I Sudori freddi di Giancarlo Sepe
O la vertigine dell'ossessione
Vertigo (per noi italiani La donna che visse due volte) è il film più perverso di Alfred Hitchcok. Una perversione che va al di là dei colpi di scena di Psyco o degli spaventosi attacchi di Uccelli. In Vertigo si nasconde qualcosa di straniante, di luciferino. Il regista inglese prese la storia da un noir francese scritto a quattro mani da Thomas Narcejac e Pierre Boileau, D’entre les morts. Proprio i morti infatti sembrano essere i veri protagonisti della storia, quelli presenti e anche quelli che ritornano, in uno scambio d’identità disturbante, tale da non riuscire più a capire quale sia la vera realtà.

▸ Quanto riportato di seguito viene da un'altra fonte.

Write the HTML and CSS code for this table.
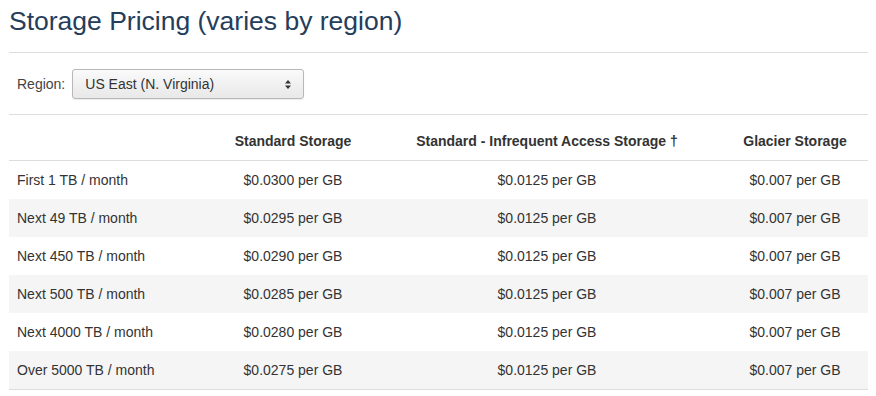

Dai personaggi di Narcejac e Boileau nasce lo spettacolo Sudori freddi portato in scena da Giancarlo Sepe e dagli attori della Compagnia Teatro La Comunità. Non si tratta di una trasposizione scenica del celebre capolavoro di Hitchcock ma, piuttosto, di un’ardita riscrittura teatrale basata su suggestioni e visioni sensoriali. Sepe ha vivisezionato il romanzo e il film portando a galla i lati più oscuri della vicenda. Primo tra tutti il tema del doppio, sottolineato da una scenografia a specchi (scene Carlo De Marino) e moltiplicato dalla coralità degli attori, gestiti come una sorta di ensemble e non solamente come personaggi.
Secondo punto chiave è la visione della realtà: sempre distorta, offuscata. Qui tutto è un’illusione, una “messa in scena” ben architettata che in realtà non esiste. Perfino la morte e la sua fascinazione si riscoprono irreali: di fatto, l’unico elemento concreto, vero, tangibile sulla scena è l’ossessione, ossessione per la ricerca di un ideale immaginato con estenuante volontà eppure inesistente.
Proprio attorno a questo tema ruoterà la vita di Flavières (Federico Citracca), il detective protagonista della vicenda. Egli infatti è ossessionato da Madeleine (Lucia Bianchi), moglie dell’amico Gévigne (Pino Tufillaro), il quale preoccupato per gli strani comportamenti della consorte, tendenti al suicidio, chiede all’ispettore di controllarla. Flavières ne rimarrà folgorato: un amore così intenso che poco a poco lo porterà a perdere il senso della realtà; Madeleine lo trascina verso un abisso oscuro, dove il reale è evanescente e si perde in un rito ciclico, in cui ritornano e si rincorrono azioni e battute.
Ciò che tiene in piedi questa composizione scenica così fragile è la musica (a cura di Davide Mastrogiovanni con estratti dalla colonna sonora di Vertigo, di Bernard Herrmann, e dal repertorio classico romantico), ma spesso anche quest’unica certezza viene disturbata, interrotta da distorsioni. Lanciati in questo caos gli attori devono fare di tutto per rimanere attaccati ai loro personaggi e lo fanno in maniera spasmodica, usando soprattutto il primo dei loro strumenti: il corpo.
La distorsione del reale contagia, insomma, anche la struttura drammatica della messa in scena: lo spettatore assiste alle peripezie di un protagonista che è innamorato di una donna la quale non è altro che un personaggio che egli stesso si è inventato. Tutto è proiezione di un desiderio irrealizzato.
Ecco che in questa visione si raccoglie tutta l’essenza della fruizione di un’opera d’arte. Ogni volta che andiamo a teatro, vediamo un film, posiamo gli occhi su quadro, o apriamo un libro, infatti, torniamo ad essere come gli abitanti mitici della caverna di Platone: uomini attaccati a una realtà che invece è finzione.